## Begin
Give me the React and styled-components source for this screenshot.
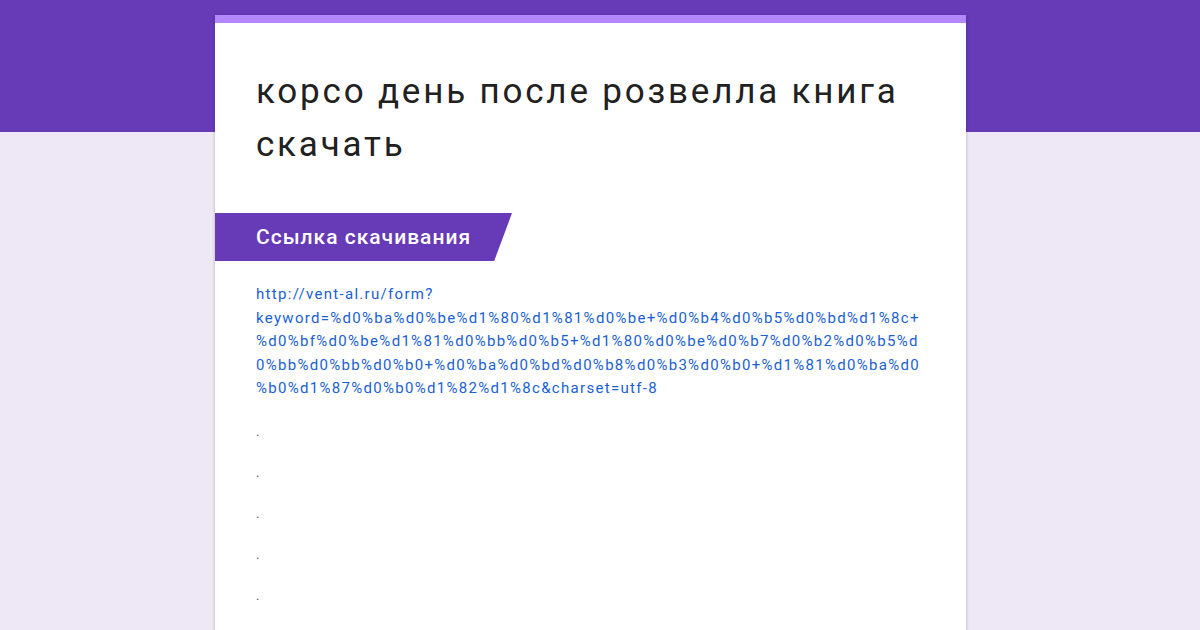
import React from "react";
import styled, { createGlobalStyle } from "styled-components";

const Global = createGlobalStyle`
  body { margin: 0; background: #ede7f6; font-family: Roboto, "Noto Sans", sans-serif; }
`;
const Page = styled.div`
  position: relative; width: 1200px; height: 630px; overflow: hidden;
  background: linear-gradient(#673ab7 0 132px, #ede7f6 132px);
  padding-top: 15px; box-sizing: border-box;
`;
const Card = styled.div`
  width: 751px; margin-left: 215px; background: #fff; min-height: 640px;
  border-top: 8px solid #b388ff;
  box-shadow: 0 1px 3px rgba(0,0,0,0.25);
`;
const Title = styled.h1`
  margin: 0; padding: 42px 30px 0 41px;
  font-weight: 400; font-size: 35px; line-height: 53px; color: #212121;
  letter-spacing: 2.8px;
`;
const Banner = styled.div`
  margin-top: 42px; height: 48px; width: 297px; background: #673ab7;
  clip-path: polygon(0 0, 100% 0, 94% 100%, 0 100%);
  color: #fff; font-size: 21px; font-weight: 500; letter-spacing: 1px;
  display: flex; align-items: center; padding-left: 41px; box-sizing: border-box;
`;
const Body = styled.div`
  padding: 22px 20px 0 41px; font-size: 15px;
`;
const Link = styled.a`
  color: #1a5fd4; text-decoration: none; line-height: 23.5px; display: block;
  letter-spacing: 1.3px;
  span { display: block; white-space: nowrap; }
`;
const Dot = styled.div`
  color: #555; font-size: 13px; line-height: 41px; height: 41px;
  &:first-of-type { margin-top: 10px; }
`;

const lines = [
  "http://vent-al.ru/form?",
  "keyword=%d0%ba%d0%be%d1%80%d1%81%d0%be+%d0%b4%d0%b5%d0%bd%d1%8c+",
  "%d0%bf%d0%be%d1%81%d0%bb%d0%b5+%d1%80%d0%be%d0%b7%d0%b2%d0%b5%d",
  "0%bb%d0%bb%d0%b0+%d0%ba%d0%bd%d0%b8%d0%b3%d0%b0+%d1%81%d0%ba%d0",
  "%b0%d1%87%d0%b0%d1%82%d1%8c&charset=utf-8",
];

export default function App() {
  return (
    <Page>
      <Global />
      <Card>
        <Title>корсо день после розвелла книга<br />скачать</Title>
        <Banner>Ссылка скачивания</Banner>
        <Body>
          <Link href="#">{lines.map((l) => <span key={l}>{l}</span>)}</Link>
          {[0,1,2,3,4].map((i) => <Dot key={i}>.</Dot>)}
        </Body>
      </Card>
    </Page>
  );
}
## End
## Directions
Print the complete listing exactly as it stands, without its pictures.

## Solution
Give me the React and styled-components source for this screenshot.
import React from "react";
import styled, { createGlobalStyle } from "styled-components";

const Global = createGlobalStyle`
  body { margin: 0; background: #ede7f6; font-family: Roboto, "Noto Sans", sans-serif; }
`;
const Page = styled.div`
  position: relative; width: 1200px; height: 630px; overflow: hidden;
  background: linear-gradient(#673ab7 0 132px, #ede7f6 132px);
  padding-top: 15px; box-sizing: border-box;
`;
const Card = styled.div`
  width: 751px; margin-left: 215px; background: #fff; min-height: 640px;
  border-top: 8px solid #b388ff;
  box-shadow: 0 1px 3px rgba(0,0,0,0.25);
`;
const Title = styled.h1`
  margin: 0; padding: 42px 30px 0 41px;
  font-weight: 400; font-size: 35px; line-height: 53px; color: #212121;
  letter-spacing: 2.8px;
`;
const Banner = styled.div`
  margin-top: 42px; height: 48px; width: 297px; background: #673ab7;
  clip-path: polygon(0 0, 100% 0, 94% 100%, 0 100%);
  color: #fff; font-size: 21px; font-weight: 500; letter-spacing: 1px;
  display: flex; align-items: center; padding-left: 41px; box-sizing: border-box;
`;
const Body = styled.div`
  padding: 22px 20px 0 41px; font-size: 15px;
`;
const Link = styled.a`
  color: #1a5fd4; text-decoration: none; line-height: 23.5px; display: block;
  letter-spacing: 1.3px;
  span { display: block; white-space: nowrap; }
`;
const Dot = styled.div`
  color: #555; font-size: 13px; line-height: 41px; height: 41px;
  &:first-of-type { margin-top: 10px; }
`;

const lines = [
  "http://vent-al.ru/form?",
  "keyword=%d0%ba%d0%be%d1%80%d1%81%d0%be+%d0%b4%d0%b5%d0%bd%d1%8c+",
  "%d0%bf%d0%be%d1%81%d0%bb%d0%b5+%d1%80%d0%be%d0%b7%d0%b2%d0%b5%d",
  "0%bb%d0%bb%d0%b0+%d0%ba%d0%bd%d0%b8%d0%b3%d0%b0+%d1%81%d0%ba%d0",
  "%b0%d1%87%d0%b0%d1%82%d1%8c&charset=utf-8",
];

export default function App() {
  return (
    <Page>
      <Global />
      <Card>
        <Title>корсо день после розвелла книга<br />скачать</Title>
        <Banner>Ссылка скачивания</Banner>
        <Body>
          <Link href="#">{lines.map((l) => <span key={l}>{l}</span>)}</Link>
          {[0,1,2,3,4].map((i) => <Dot key={i}>.</Dot>)}
        </Body>
      </Card>
    </Page>
  );
}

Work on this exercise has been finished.